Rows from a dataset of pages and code
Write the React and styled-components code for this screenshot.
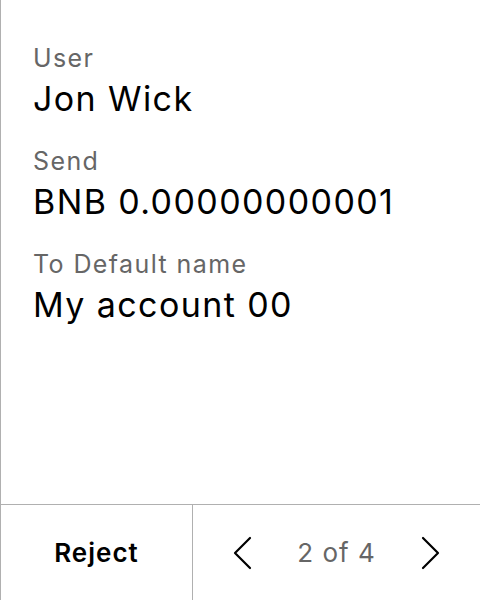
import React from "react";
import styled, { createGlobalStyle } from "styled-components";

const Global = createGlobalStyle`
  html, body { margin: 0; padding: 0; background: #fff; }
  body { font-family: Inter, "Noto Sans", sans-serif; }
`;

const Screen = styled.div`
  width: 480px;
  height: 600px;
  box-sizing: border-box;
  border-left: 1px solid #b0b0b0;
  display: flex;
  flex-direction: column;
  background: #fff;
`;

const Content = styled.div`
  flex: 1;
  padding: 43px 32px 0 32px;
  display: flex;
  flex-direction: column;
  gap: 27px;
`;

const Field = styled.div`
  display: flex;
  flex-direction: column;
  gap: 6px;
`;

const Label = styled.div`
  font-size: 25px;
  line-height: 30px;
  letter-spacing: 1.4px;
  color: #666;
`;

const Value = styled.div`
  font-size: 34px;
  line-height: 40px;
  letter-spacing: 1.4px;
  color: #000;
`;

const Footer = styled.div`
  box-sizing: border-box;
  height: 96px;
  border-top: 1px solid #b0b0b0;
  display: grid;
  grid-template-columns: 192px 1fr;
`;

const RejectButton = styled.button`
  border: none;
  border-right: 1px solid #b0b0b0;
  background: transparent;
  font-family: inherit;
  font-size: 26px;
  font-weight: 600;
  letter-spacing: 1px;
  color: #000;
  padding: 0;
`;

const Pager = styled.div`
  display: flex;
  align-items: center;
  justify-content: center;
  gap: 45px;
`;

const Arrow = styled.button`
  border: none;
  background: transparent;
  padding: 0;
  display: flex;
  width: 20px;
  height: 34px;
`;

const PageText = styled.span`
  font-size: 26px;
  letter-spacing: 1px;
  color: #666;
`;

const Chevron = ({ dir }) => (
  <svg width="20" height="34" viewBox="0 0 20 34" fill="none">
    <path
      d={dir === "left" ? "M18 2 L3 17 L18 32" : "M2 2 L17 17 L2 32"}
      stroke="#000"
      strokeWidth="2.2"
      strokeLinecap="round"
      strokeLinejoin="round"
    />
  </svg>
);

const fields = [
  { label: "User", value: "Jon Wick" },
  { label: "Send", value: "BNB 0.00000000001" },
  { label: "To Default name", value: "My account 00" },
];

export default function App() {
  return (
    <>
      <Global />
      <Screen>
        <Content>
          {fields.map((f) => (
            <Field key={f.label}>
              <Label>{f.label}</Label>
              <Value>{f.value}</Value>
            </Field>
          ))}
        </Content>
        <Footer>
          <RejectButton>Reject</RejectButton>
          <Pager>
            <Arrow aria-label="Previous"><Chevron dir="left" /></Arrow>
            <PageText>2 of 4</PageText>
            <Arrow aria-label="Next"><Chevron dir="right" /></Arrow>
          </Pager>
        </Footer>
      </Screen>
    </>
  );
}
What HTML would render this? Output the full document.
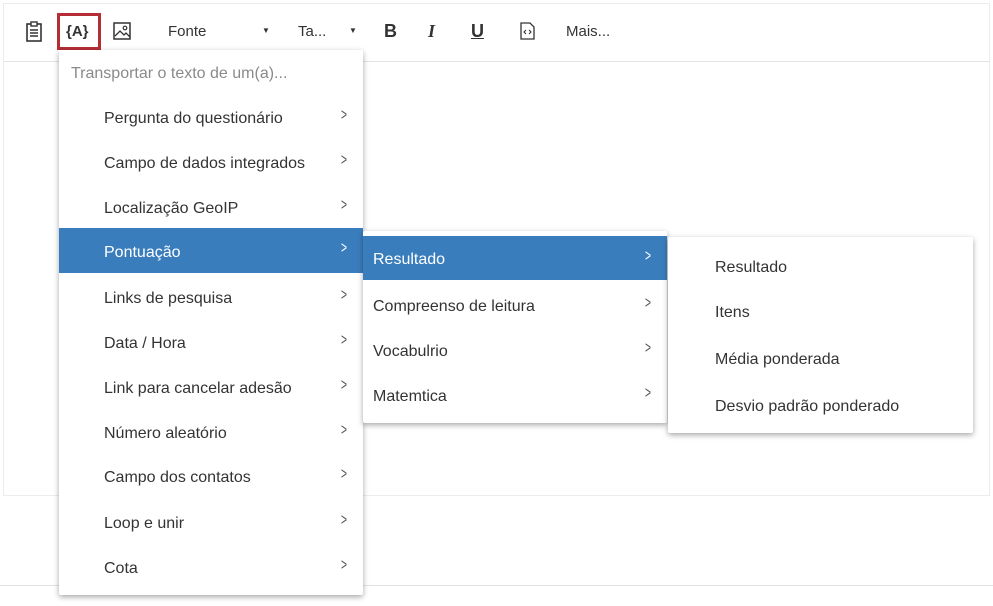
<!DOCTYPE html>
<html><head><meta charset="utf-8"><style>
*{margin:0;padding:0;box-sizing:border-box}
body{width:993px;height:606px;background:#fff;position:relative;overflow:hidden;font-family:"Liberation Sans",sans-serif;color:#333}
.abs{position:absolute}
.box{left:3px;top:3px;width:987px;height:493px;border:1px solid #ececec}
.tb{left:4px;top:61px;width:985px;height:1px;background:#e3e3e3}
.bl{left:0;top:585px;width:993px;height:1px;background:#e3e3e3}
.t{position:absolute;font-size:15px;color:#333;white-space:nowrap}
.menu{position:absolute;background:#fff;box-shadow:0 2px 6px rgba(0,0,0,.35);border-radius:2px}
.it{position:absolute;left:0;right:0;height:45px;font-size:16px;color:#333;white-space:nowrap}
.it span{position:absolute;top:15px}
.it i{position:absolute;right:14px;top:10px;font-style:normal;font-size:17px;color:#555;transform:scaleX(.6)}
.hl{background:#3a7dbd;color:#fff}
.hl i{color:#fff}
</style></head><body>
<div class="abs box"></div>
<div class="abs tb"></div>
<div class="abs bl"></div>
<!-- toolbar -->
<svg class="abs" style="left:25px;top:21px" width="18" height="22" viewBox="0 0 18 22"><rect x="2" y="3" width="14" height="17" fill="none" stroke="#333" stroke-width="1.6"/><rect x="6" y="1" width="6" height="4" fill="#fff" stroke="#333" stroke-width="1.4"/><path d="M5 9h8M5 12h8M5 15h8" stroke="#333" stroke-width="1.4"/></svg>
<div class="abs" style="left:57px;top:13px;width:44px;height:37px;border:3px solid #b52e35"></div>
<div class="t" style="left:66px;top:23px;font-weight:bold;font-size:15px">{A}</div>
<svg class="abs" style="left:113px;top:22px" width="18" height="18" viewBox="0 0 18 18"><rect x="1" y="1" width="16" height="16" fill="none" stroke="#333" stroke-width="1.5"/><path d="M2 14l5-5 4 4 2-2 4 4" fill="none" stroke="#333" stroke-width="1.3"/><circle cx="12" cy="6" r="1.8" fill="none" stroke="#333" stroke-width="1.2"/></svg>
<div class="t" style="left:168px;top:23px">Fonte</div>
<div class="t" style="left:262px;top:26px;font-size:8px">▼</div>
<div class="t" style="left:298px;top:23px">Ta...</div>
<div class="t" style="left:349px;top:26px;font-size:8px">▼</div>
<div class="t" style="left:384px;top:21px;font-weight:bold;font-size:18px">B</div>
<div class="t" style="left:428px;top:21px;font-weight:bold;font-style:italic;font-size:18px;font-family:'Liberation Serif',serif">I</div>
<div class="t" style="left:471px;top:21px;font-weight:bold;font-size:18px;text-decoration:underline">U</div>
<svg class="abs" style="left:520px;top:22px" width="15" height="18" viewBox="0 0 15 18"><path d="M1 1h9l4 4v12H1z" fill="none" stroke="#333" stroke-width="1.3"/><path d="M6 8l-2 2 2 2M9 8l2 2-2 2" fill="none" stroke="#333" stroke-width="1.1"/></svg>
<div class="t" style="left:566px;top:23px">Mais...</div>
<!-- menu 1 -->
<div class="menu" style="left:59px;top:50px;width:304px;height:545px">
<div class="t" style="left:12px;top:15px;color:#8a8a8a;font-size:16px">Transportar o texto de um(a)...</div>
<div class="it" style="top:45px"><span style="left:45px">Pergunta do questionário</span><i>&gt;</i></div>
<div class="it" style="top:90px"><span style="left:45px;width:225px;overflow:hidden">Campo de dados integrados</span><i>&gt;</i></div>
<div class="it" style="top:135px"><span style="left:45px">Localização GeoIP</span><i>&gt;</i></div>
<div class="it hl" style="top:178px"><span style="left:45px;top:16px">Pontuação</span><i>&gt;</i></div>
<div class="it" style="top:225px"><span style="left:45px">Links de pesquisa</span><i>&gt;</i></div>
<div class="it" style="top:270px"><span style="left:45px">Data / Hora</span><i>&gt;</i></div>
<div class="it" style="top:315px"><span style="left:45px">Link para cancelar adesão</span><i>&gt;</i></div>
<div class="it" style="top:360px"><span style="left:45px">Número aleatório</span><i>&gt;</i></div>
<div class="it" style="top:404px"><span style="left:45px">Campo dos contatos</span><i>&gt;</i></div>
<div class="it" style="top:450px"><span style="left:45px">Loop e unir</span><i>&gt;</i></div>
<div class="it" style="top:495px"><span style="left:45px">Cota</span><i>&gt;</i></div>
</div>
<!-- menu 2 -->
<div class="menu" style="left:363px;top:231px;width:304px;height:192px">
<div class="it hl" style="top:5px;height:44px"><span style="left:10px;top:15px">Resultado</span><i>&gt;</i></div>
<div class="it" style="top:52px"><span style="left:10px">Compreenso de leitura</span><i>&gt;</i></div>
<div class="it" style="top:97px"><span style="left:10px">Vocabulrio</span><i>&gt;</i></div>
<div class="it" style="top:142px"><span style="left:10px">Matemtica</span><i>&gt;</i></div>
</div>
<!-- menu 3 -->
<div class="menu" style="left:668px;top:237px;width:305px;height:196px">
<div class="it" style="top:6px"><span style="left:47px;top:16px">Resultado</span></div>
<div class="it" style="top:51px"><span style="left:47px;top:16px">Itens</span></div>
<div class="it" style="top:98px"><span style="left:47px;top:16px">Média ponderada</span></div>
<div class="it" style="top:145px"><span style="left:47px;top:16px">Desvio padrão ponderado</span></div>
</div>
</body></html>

## Exercise requirements
Show every line from the entries above in which "components" appears.

## Solution to the problem
Write the React and styled-components code for this screenshot.
import styled, { createGlobalStyle } from "styled-components";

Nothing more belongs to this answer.